Wikipedia Deep Dive

Extract, transform, load

10 min read

Based on Wikipedia: Extract, transform, load

Every second of Black Friday, millions of transactions flow through systems like Shopify's infrastructure. Behind that seamless experience lies one of computing's most unglamorous yet essential processes: Extract, Transform, Load—or ETL for short. It's the plumbing of the digital economy, and understanding it reveals how modern businesses actually work with data.

The Three-Act Play of Data Movement

Imagine you're running a company with separate systems for payroll, sales, and purchasing. Each system speaks its own language, stores data in its own format, and was probably built by a different vendor in a different decade. Your accountant needs to see all of this information together to understand costs. How do you make that happen?

This is the problem ETL solves.

The process unfolds in three distinct phases. First, you extract data from wherever it lives—pulling information out of databases, spreadsheets, websites, or any other source. Then you transform that data, cleaning it up, standardizing formats, and reshaping it to be useful. Finally, you load the transformed data into its destination, typically a data warehouse where analysts and applications can access it.

Think of it like preparing ingredients for a meal. Extraction is gathering raw ingredients from the pantry, refrigerator, and garden. Transformation is washing, chopping, and measuring. Loading is placing everything into the pot where the actual cooking happens.

Why Extraction Is Harder Than It Sounds

Pulling data out of systems seems straightforward until you actually try it. The challenge isn't just technical—it's archaeological. Companies accumulate data systems like geological strata, each layer representing a different era of technology choices.

A single organization might have customer records in a modern relational database, legacy inventory data in something called Virtual Storage Access Method (VSAM)—a file format IBM introduced in 1973 that somehow still runs critical business processes—and product information scraped from partner websites. Each source uses different formats, different naming conventions, and different assumptions about what constitutes valid data.

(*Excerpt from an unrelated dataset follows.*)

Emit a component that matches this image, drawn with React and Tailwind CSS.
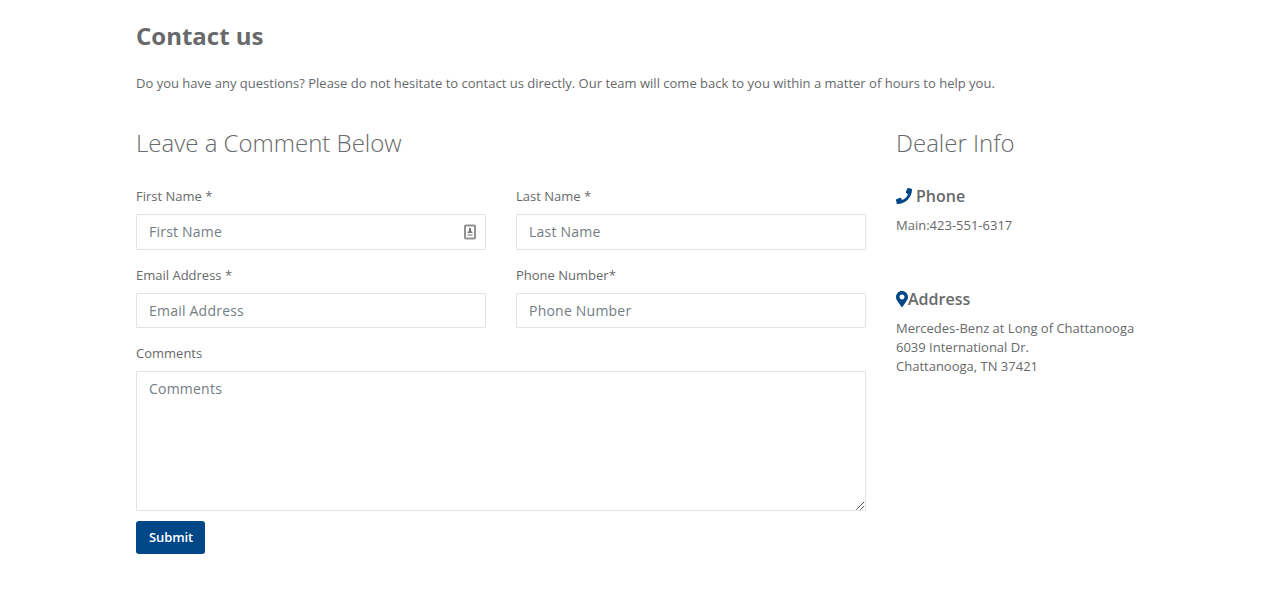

Relational databases organize information into tables with rows and columns, like a spreadsheet. Flat files are simply text documents where each line represents a record. XML and JSON are structured text formats that nest information hierarchically, like an outline. Some older systems use proprietary formats that require specialized knowledge to decode.

The extraction phase must handle all of this diversity while validating that the data makes sense. Does that phone number field actually contain a phone number, or did someone enter "call me later" into a numeric field? Validation catches these problems early, rejecting bad data and ideally sending it back to the source system for correction—a process sometimes called data wrangling.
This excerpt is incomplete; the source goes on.